The Age of Curation
By Eric Shaffer, Co-Founder and CEO, Agnitio
Every major wave in technology begins with abundance, and eventually that abundance becomes noise. Search created too much information. Social created too much content. Programmatic created too much inventory and data. Each solved scale and introduced chaos.
Curation is the system’s answer to that chaos. It is not a temporary reaction or an industry phase. It is how intelligent systems will now operate by filtering, prioritizing, and assembling meaning in real time.
Why Curation Is a System Problem
Recent coverage in ExchangeWire captures how agencies are shifting their media strategies from buying everything to curating with intent. But what looks like a workflow change is really an architectural one.
Curation at scale cannot be manual. It depends on systems that can understand relevance, context, and timing simultaneously. It bridges intelligence and intent, connecting data signals to actual business decisions.
When designed correctly, it becomes the connective tissue between fragmented datasets, creative inputs, and operational outcomes. The software stops pushing information and starts producing alignment.
From Volume to Velocity
For more than a decade, digital infrastructure rewarded volume: more data, more impressions, more automation. But as the McKinsey report on agentic AI notes, scale without orchestration slows you down.

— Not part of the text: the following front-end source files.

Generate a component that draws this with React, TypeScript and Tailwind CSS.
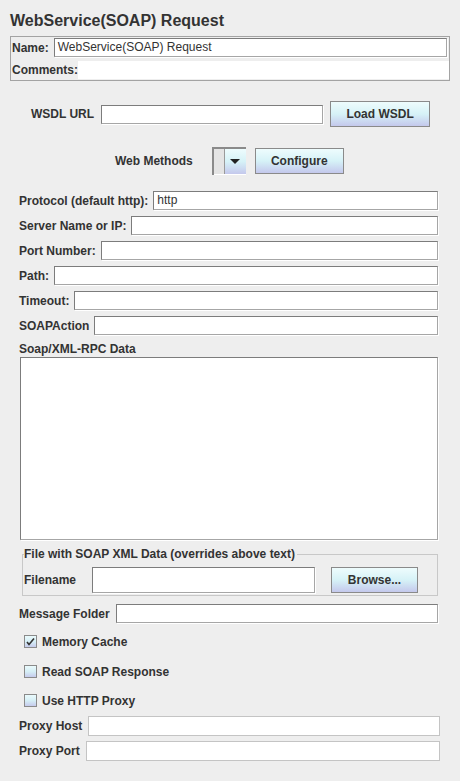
import React from "react";

const field =
  "h-[19px] bg-white border border-t-[#7c7c7c] border-l-[#7c7c7c] border-r-[#a6a6a6] border-b-[#a6a6a6] shadow-[1px_1px_0_#ffffff] px-[3px] text-[12px] font-normal leading-[17px] text-[#333333]";
const disabledField = "h-[20px] bg-white border border-[#c4c4c4]";
const btn =
  "border border-[#8a8a8a] bg-gradient-to-b from-[#eefcfd] via-[#d6f2f7] to-[#c4c8ec] text-[12px] font-bold text-[#333333] flex items-center justify-center";

function Row({ label, top, value }: { label: string; top: number; value?: string }) {
  return (
    <div className={`flex items-center h-[19px] pl-[19px] pr-[22px] ${top ? "mt-[6px]" : ""}`}>
      <span className="mr-[5px] whitespace-nowrap">{label}</span>
      <div className={`flex-1 ${field}`}>{value}</div>
    </div>
  );
}

function Check({ label, checked, mt }: { label: string; checked?: boolean; mt: string }) {
  return (
    <div className={`flex items-center h-[13px] pl-[24px] ${mt}`}>
      <div className="w-[13px] h-[13px] border border-[#8a8a8a] bg-gradient-to-b from-[#eafafc] via-[#d6eff6] to-[#c6cbec] flex items-center justify-center">
        {checked && (
          <svg width="9" height="9" viewBox="0 0 9 9">
            <path d="M1 5 L3 7.5 L8 1.5" stroke="#333333" strokeWidth="1.6" fill="none" />
          </svg>
        )}
      </div>
      <span className="ml-[5px]">{label}</span>
    </div>
  );
}

export default function App() {
  return (
    <div className="w-[460px] h-[781px] bg-[#eeeeee] font-['Liberation_Sans',Arial,sans-serif] text-[12px] font-bold text-[#333333] overflow-hidden">
      <div className="h-[36px] pl-[10px] pt-[11px] text-[16px] leading-[19px]">WebService(SOAP) Request</div>

      <div className="mx-[10px] h-[45px] border border-[#a3a3a3] flex flex-col">
        <div className="flex items-center h-[19px] mt-[1px] pl-[1px] pr-[2px]">
          <span className="mr-[5px]">Name:</span>
          <div className={`flex-1 ${field}`}>WebService(SOAP) Request</div>
        </div>
        <div className="flex items-center h-[18px] mt-[4px] pl-[1px]">
          <span>Comments:</span>
          <div className="flex-1 h-[18px] bg-white" />
        </div>
      </div>

      <div className="flex items-center h-[26px] mt-[20px] pl-[31px]">
        <span className="mr-[7px]">WSDL URL</span>
        <div className={`w-[222px] ${field}`} />
        <div className={`ml-[7px] w-[100px] h-[26px] ${btn}`}>Load WSDL</div>
      </div>

      <div className="flex items-center h-[28px] mt-[20px] pl-[115px]">
        <span className="mr-[19px]">Web Methods</span>
        <div className="w-[34px] h-[28px] flex border-t-2 border-l-2 border-[#8a8a8a] bg-white">
          <div className="w-[11px] h-[25px] bg-[#e4e4e4] border-r border-[#9a9a9a]" />
          <div className="flex-1 h-[25px] bg-gradient-to-b from-[#eefcfd] via-[#d6f2f7] to-[#c4c8ec] flex items-center justify-center">
            <svg width="10" height="6" viewBox="0 0 10 6">
              <path d="M0 0 H10 L5 5 Z" fill="#222222" />
            </svg>
          </div>
        </div>
        <div className={`ml-[9px] w-[89px] h-[26px] ${btn}`}>Configure</div>
      </div>

      <div className="mt-[16px]">
        <Row label="Protocol (default http):" top={0} value="http" />
        <Row label="Server Name or IP:" top={1} />
        <Row label="Port Number:" top={1} />
        <Row label="Path:" top={1} />
        <Row label="Timeout:" top={1} />
        <Row label="SOAPAction" top={1} />
      </div>

      <div className="pl-[19px] mt-[6px] h-[16px] leading-[16px]">Soap/XML-RPC Data</div>
      <div className={`ml-[20px] mr-[22px] h-[183px] ${field.replace("h-[19px] ", "")}`} />

      <div className="relative mx-[22px] mt-[14px] h-[42px] border border-[#c8c8c8]">
        <span className="absolute -top-[8px] left-[1px] bg-[#eeeeee] pr-[2px] leading-[14px]">
          File with SOAP XML Data (overrides above text)
        </span>
        <div className="flex items-center h-[26px] mt-[12px] pl-[1px]">
          <span className="w-[68px]">Filename</span>
          <div className={`w-[223px] !h-[26px] ${field}`} />
          <div className={`ml-[16px] w-[87px] h-[26px] ${btn}`}>Browse...</div>
        </div>
      </div>

      <div className="flex items-center h-[19px] mt-[8px] pl-[19px] pr-[22px]">
        <span className="mr-[6px]">Message Folder</span>
        <div className={`flex-1 ${field}`} />
      </div>

      <Check label="Memory Cache" checked mt="mt-[12px]" />
      <Check label="Read SOAP Response" mt="mt-[17px]" />
      <Check label="Use HTTP Proxy" mt="mt-[16px]" />

      <div className="flex items-center h-[20px] mt-[9px] pl-[19px] pr-[20px]">
        <span className="mr-[6px]">Proxy Host</span>
        <div className={`flex-1 ${disabledField}`} />
      </div>
      <div className="flex items-center h-[20px] mt-[5px] pl-[19px] pr-[20px]">
        <span className="mr-[6px]">Proxy Port</span>
        <div className={`flex-1 ${disabledField}`} />
      </div>
    </div>
  );
}
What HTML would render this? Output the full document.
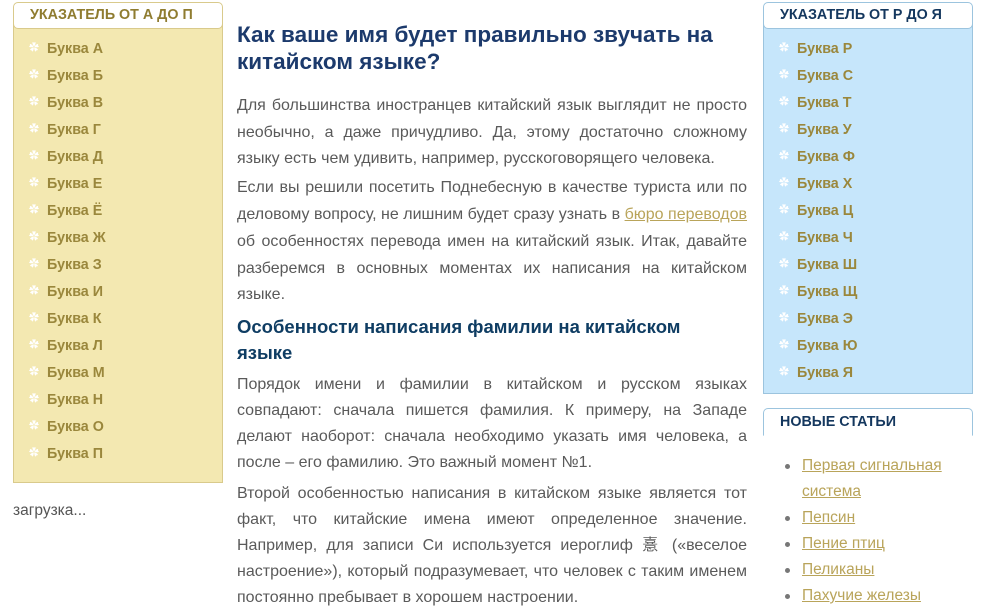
<!DOCTYPE html>
<html><head><meta charset="utf-8"><style>
*{margin:0;padding:0;box-sizing:border-box}
body{width:991px;height:615px;background:#fff;position:relative;overflow:hidden;font-family:"Liberation Sans","Noto Sans CJK SC",sans-serif}
.panel{position:absolute;border:1px solid}
.hdr{position:absolute;background:#fff;border:1px solid;border-radius:5px;font-weight:bold;font-size:14.3px;line-height:25px;padding-left:16px}
.mi{position:absolute;font-weight:bold;font-size:14.3px;color:#9a873c;line-height:20px}
.mi:before{content:"✿";position:absolute;left:-18px;top:0;font-size:10px;color:#fff}
.l{position:absolute;left:237px;width:510px;font-size:16px;line-height:26px;height:26px;color:#5a5a5a;text-align:justify;text-align-last:justify;overflow:hidden}
.l.e{text-align-last:left}
.t{position:absolute;left:237px;font-weight:bold;font-size:22.5px;color:#1c3a6c;line-height:27px}
.h{position:absolute;left:237px;font-weight:bold;font-size:18.5px;color:#0f3d63;line-height:26px}
a{color:#b9a45a;text-decoration:underline}
.na{position:absolute;left:802px;font-size:15.5px;line-height:26px;color:#b9a45a;text-decoration:underline}
.dot{position:absolute;left:785px;width:5px;height:5px;border-radius:50%;background:#777}
</style></head><body>
<div class="panel" style="left:13px;top:14px;width:210px;height:469px;background:#f3e8b1;border-color:#d9ca8c"></div>
<div class="hdr" style="left:13px;top:2px;width:210px;height:27px;border-color:#d9ca8c;color:#8f7c30">УКАЗАТЕЛЬ ОТ А ДО П</div>
<div class="mi" style="left:47px;top:39px">Буква А</div>
<div class="mi" style="left:47px;top:66px">Буква Б</div>
<div class="mi" style="left:47px;top:93px">Буква В</div>
<div class="mi" style="left:47px;top:120px">Буква Г</div>
<div class="mi" style="left:47px;top:147px">Буква Д</div>
<div class="mi" style="left:47px;top:174px">Буква Е</div>
<div class="mi" style="left:47px;top:201px">Буква Ё</div>
<div class="mi" style="left:47px;top:228px">Буква Ж</div>
<div class="mi" style="left:47px;top:255px">Буква З</div>
<div class="mi" style="left:47px;top:282px">Буква И</div>
<div class="mi" style="left:47px;top:309px">Буква К</div>
<div class="mi" style="left:47px;top:336px">Буква Л</div>
<div class="mi" style="left:47px;top:363px">Буква М</div>
<div class="mi" style="left:47px;top:390px">Буква Н</div>
<div class="mi" style="left:47px;top:417px">Буква О</div>
<div class="mi" style="left:47px;top:444px">Буква П</div>
<div style="position:absolute;left:13px;top:502px;font-size:15.5px;color:#555">загрузка...</div>

<div class="panel" style="left:763px;top:14px;width:210px;height:380px;background:#c6e6fb;border-color:#9cc4de"></div>
<div class="hdr" style="left:763px;top:2px;width:210px;height:27px;border-color:#9cc4de;color:#14375e">УКАЗАТЕЛЬ ОТ Р ДО Я</div>
<div class="mi" style="left:797px;top:39px">Буква Р</div>
<div class="mi" style="left:797px;top:66px">Буква С</div>
<div class="mi" style="left:797px;top:93px">Буква Т</div>
<div class="mi" style="left:797px;top:120px">Буква У</div>
<div class="mi" style="left:797px;top:147px">Буква Ф</div>
<div class="mi" style="left:797px;top:174px">Буква Х</div>
<div class="mi" style="left:797px;top:201px">Буква Ц</div>
<div class="mi" style="left:797px;top:228px">Буква Ч</div>
<div class="mi" style="left:797px;top:255px">Буква Ш</div>
<div class="mi" style="left:797px;top:282px">Буква Щ</div>
<div class="mi" style="left:797px;top:309px">Буква Э</div>
<div class="mi" style="left:797px;top:336px">Буква Ю</div>
<div class="mi" style="left:797px;top:363px">Буква Я</div>
<div class="hdr" style="left:763px;top:408px;width:210px;height:28px;border-color:#9cc4de;color:#14375e;border-bottom-color:transparent;border-radius:5px 5px 0 0;line-height:27px">НОВЫЕ СТАТЬИ</div>
<div class="dot" style="top:464px"></div><div class="na" style="top:453px">Первая сигнальная</div>
<div class="na" style="top:479px">система</div>
<div class="dot" style="top:516px"></div><div class="na" style="top:505px">Пепсин</div>
<div class="dot" style="top:542px"></div><div class="na" style="top:531px">Пение птиц</div>
<div class="dot" style="top:568px"></div><div class="na" style="top:557px">Пеликаны</div>
<div class="dot" style="top:594px"></div><div class="na" style="top:583px">Пахучие железы</div>

<div class="t" style="top:21px">Как ваше имя будет правильно звучать на</div>
<div class="t" style="top:48px">китайском языке?</div>
<div class="l" style="top:93px">Для большинства иностранцев китайский язык выглядит не просто</div>
<div class="l" style="top:120px">необычно, а даже причудливо. Да, этому достаточно сложному</div>
<div class="l e" style="top:146px">языку есть чем удивить, например, русскоговорящего человека.</div>
<div class="l" style="top:175px">Если вы решили посетить Поднебесную в качестве туриста или по</div>
<div class="l" style="top:202px">деловому вопросу, не лишним будет сразу узнать в <a>бюро переводов</a></div>
<div class="l" style="top:229px">об особенностях перевода имен на китайский язык. Итак, давайте</div>
<div class="l" style="top:256px">разберемся в основных моментах их написания на китайском</div>
<div class="l e" style="top:282px">языке.</div>
<div class="h" style="top:314px">Особенности написания фамилии на китайском</div>
<div class="h" style="top:340px">языке</div>
<div class="l" style="top:372px">Порядок имени и фамилии в китайском и русском языках</div>
<div class="l" style="top:398px">совпадают: сначала пишется фамилия. К примеру, на Западе</div>
<div class="l" style="top:424px">делают наоборот: сначала необходимо указать имя человека, а</div>
<div class="l e" style="top:450px">после – его фамилию. Это важный момент №1.</div>
<div class="l" style="top:481px">Второй особенностью написания в китайском языке является тот</div>
<div class="l" style="top:507px">факт, что китайские имена имеют определенное значение.</div>
<div class="l" style="top:533px">Например, для записи Си используется иероглиф 憙 («веселое</div>
<div class="l" style="top:559px">настроение»), который подразумевает, что человек с таким именем</div>
<div class="l e" style="top:585px">постоянно пребывает в хорошем настроении.</div>
</body></html>
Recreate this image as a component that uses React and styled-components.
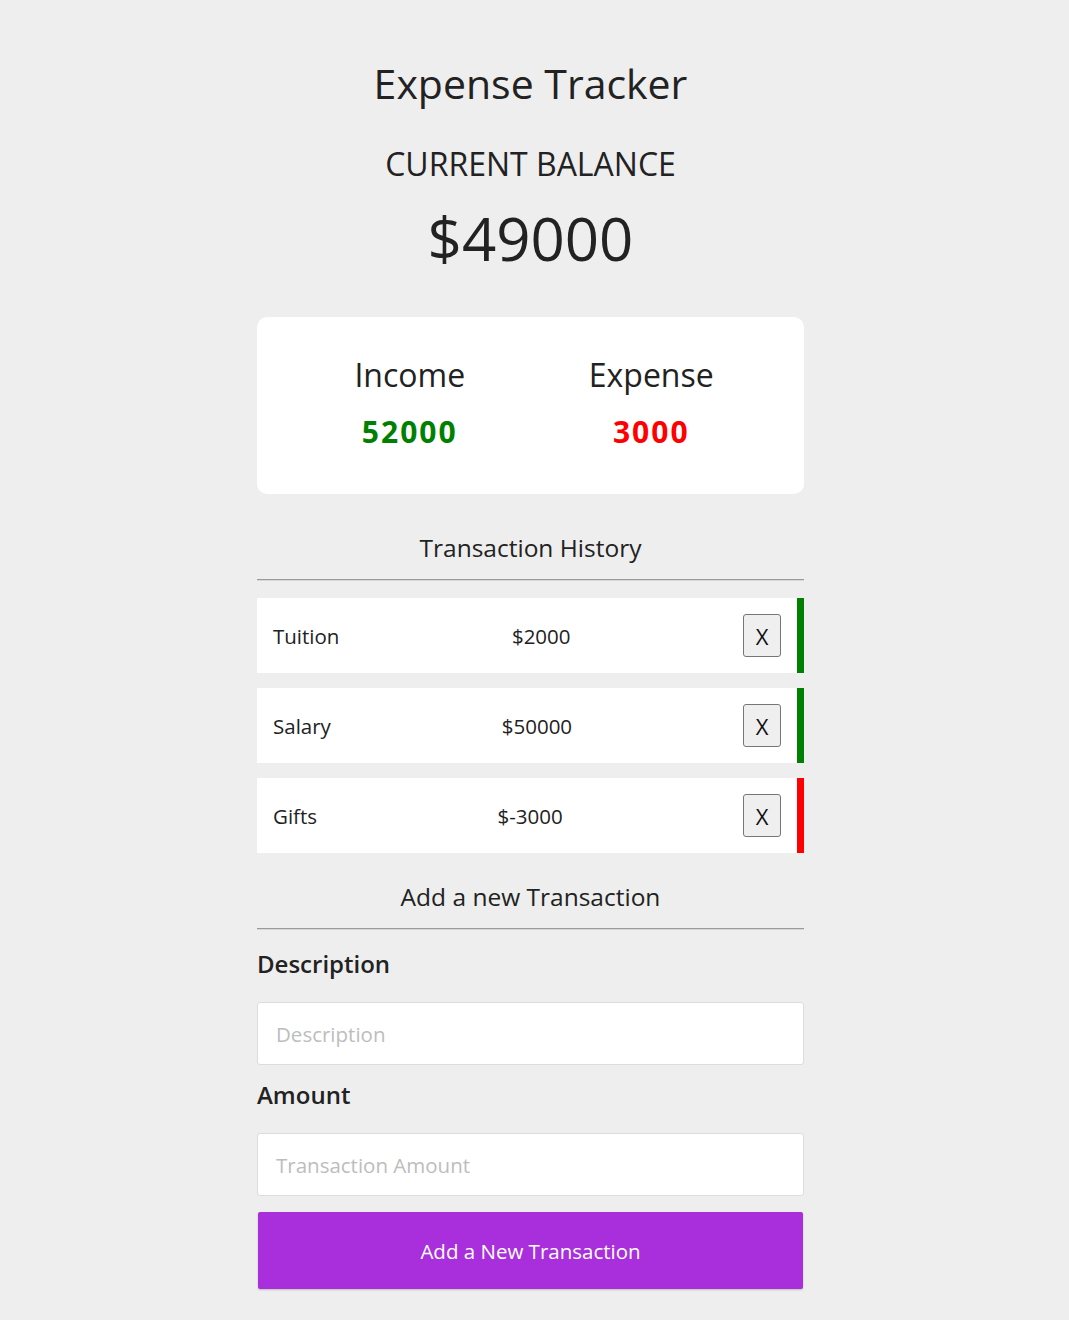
import React from 'react';
import styled, { createGlobalStyle } from 'styled-components';

const GlobalStyle = createGlobalStyle`
  body {
    margin: 0;
    background: #eeeeee;
    font-family: "Open Sans", "Noto Sans", sans-serif;
    color: #222;
  }
`;

const transactions = [
  { id: 1, text: 'Tuition', amount: 2000 },
  { id: 2, text: 'Salary', amount: 50000 },
  { id: 3, text: 'Gifts', amount: -3000 },
];

const App = () => {
  const income = 52000;
  const expense = 3000;

  return (
    <Page>
      <GlobalStyle />
      <Container>
        <Title>Expense Tracker</Title>
        <BalanceLabel>CURRENT BALANCE</BalanceLabel>
        <Balance>$49000</Balance>

        <SummaryCard>
          <SummaryCol>
            <SummaryLabel>Income</SummaryLabel>
            <SummaryValue $color="#008000">{income}</SummaryValue>
          </SummaryCol>
          <SummaryCol>
            <SummaryLabel>Expense</SummaryLabel>
            <SummaryValue $color="#ff0000">{expense}</SummaryValue>
          </SummaryCol>
        </SummaryCard>

        <SectionTitle $top={38}>Transaction History</SectionTitle>
        <Divider />
        <List>
          {transactions.map((t) => (
            <Row key={t.id} $positive={t.amount > 0}>
              <span>{t.text}</span>
              <span>${t.amount}</span>
              <DeleteBtn>X</DeleteBtn>
            </Row>
          ))}
        </List>

        <SectionTitle $top={28}>Add a new Transaction</SectionTitle>
        <Divider />
        <Form onSubmit={(e) => e.preventDefault()}>
          <FieldLabel>Description</FieldLabel>
          <Input type="text" placeholder="Description" />
          <FieldLabel>Amount</FieldLabel>
          <Input type="number" placeholder="Transaction Amount" />
          <SubmitBtn type="submit">Add a New Transaction</SubmitBtn>
        </Form>
      </Container>
    </Page>
  );
};

export default App;

const Page = styled.div`
  padding: 0 8px 30px 0;
`;

const Container = styled.div`
  width: 547px;
  margin: 0 auto;
  display: flex;
  flex-direction: column;
`;

const Title = styled.h1`
  margin: 59px 0 0;
  font-size: 41px;
  line-height: 48px;
  font-weight: 500;
  text-align: center;
`;

const BalanceLabel = styled.h3`
  margin: 39px 0 0;
  font-size: 32px;
  line-height: 36px;
  font-weight: 500;
  text-align: center;
`;

const Balance = styled.h1`
  margin: 20px 0 0;
  font-size: 60px;
  line-height: 72px;
  font-weight: 500;
  text-align: center;
`;

const SummaryCard = styled.div`
  margin-top: 43px;
  height: 177px;
  box-sizing: border-box;
  padding: 36px 32px 0;
  background: #fff;
  border-radius: 10px;
  display: flex;
`;

const SummaryCol = styled.div`
  flex: 1;
  display: flex;
  flex-direction: column;
  align-items: center;
`;

const SummaryLabel = styled.h4`
  margin: 0;
  font-size: 32px;
  line-height: 44px;
  font-weight: 500;
`;

const SummaryValue = styled.p`
  margin: 15px 0 0;
  font-size: 30px;
  line-height: 40px;
  font-weight: 700;
  letter-spacing: 2px;
  color: ${(p) => p.$color};
`;

const SectionTitle = styled.h3`
  margin: ${(p) => p.$top}px 0 0;
  font-size: 24.5px;
  line-height: 32px;
  font-weight: 500;
  text-align: center;
`;

const Divider = styled.hr`
  margin: 15px 0 0;
  border: 0;
  border-top: 1px solid #9a9a9a;
  border-bottom: 1px solid #d8d8d8;
`;

const List = styled.ul`
  list-style: none;
  margin: 17px 0 0;
  padding: 0;
  display: flex;
  flex-direction: column;
  gap: 15px;
`;

const Row = styled.li`
  height: 75px;
  box-sizing: border-box;
  padding: 0 16px;
  background: #fff;
  border-right: 7px solid ${(p) => (p.$positive ? '#008000' : '#ff0000')};
  display: flex;
  align-items: center;
  justify-content: space-between;
  font-size: 20.5px;
`;

const DeleteBtn = styled.button`
  width: 38px;
  height: 43px;
  padding: 0;
  font-family: "Open Sans", sans-serif;
  font-size: 22px;
  color: #111;
  background: #efefef;
  border: 1px solid #767676;
  border-radius: 3px;
  cursor: pointer;
`;

const Form = styled.form`
  display: flex;
  flex-direction: column;
  padding-top: 4px;
`;

const FieldLabel = styled.label`
  margin-top: 14px;
  font-size: 24px;
  line-height: 32px;
  font-weight: 600;
`;

const Input = styled.input`
  margin-top: 22px;
  height: 63px;
  box-sizing: border-box;
  padding: 0 18px;
  background: #fff;
  border: 1px solid #dcdcdc;
  border-radius: 3px;
  font-family: "Open Sans", sans-serif;
  font-size: 20.5px;
  outline: none;
  &::placeholder {
    color: #bdbdbd;
  }
  -moz-appearance: textfield;
  &::-webkit-outer-spin-button,
  &::-webkit-inner-spin-button {
    -webkit-appearance: none;
  }
`;

const SubmitBtn = styled.button`
  margin: 16px 1px 0;
  height: 77px;
  background: #a82fdb;
  color: #fff;
  border: 0;
  border-radius: 2px;
  box-shadow: 0 1px 2px rgba(0, 0, 0, 0.2);
  font-family: "Open Sans", sans-serif;
  font-size: 20.5px;
  cursor: pointer;
`;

Curation reverses that logic. It favors velocity over volume. The objective is no longer to see everything but to surface the right context at the right moment and act with confidence.
That requires systems that can reason about both the content and the intent behind every signal. It is not about search or taxonomies. It is about discernment: the ability to find meaning inside motion.
The New Architecture of Decisioning
In this new environment, curation becomes the default operating principle. Every system learns what to include, what to exclude, and what to elevate based on evolving goals. The outcome is faster, more consistent decision making with less noise.
AdExchanger recently described how smaller agencies and brands are winning through curated media rather than open-exchange volume. That same principle applies across data, creative, and analytics. The organizations that learn to curate intelligently, at system speed, will outperform those that simply automate faster.
Why It Matters Now
Generative AI has made creation effortless. The scarce resource now is not content but clarity. Curation is how we recover it.
But curation on its own is not enough. It only works when embedded in a larger system that understands context, intent, and outcomes. The future of intelligent operations depends on architectures that can reason across disciplines—data, media, and creative—and coordinate them in real time.
That is the horizon we are building toward at Agnitio. Curation is one visible layer of a deeper transformation: systems that can interpret, prioritize, and act with purpose across the entire marketing and data ecosystem. The goal is not to automate more work, but to create environments where intelligence flows freely between humans and machines.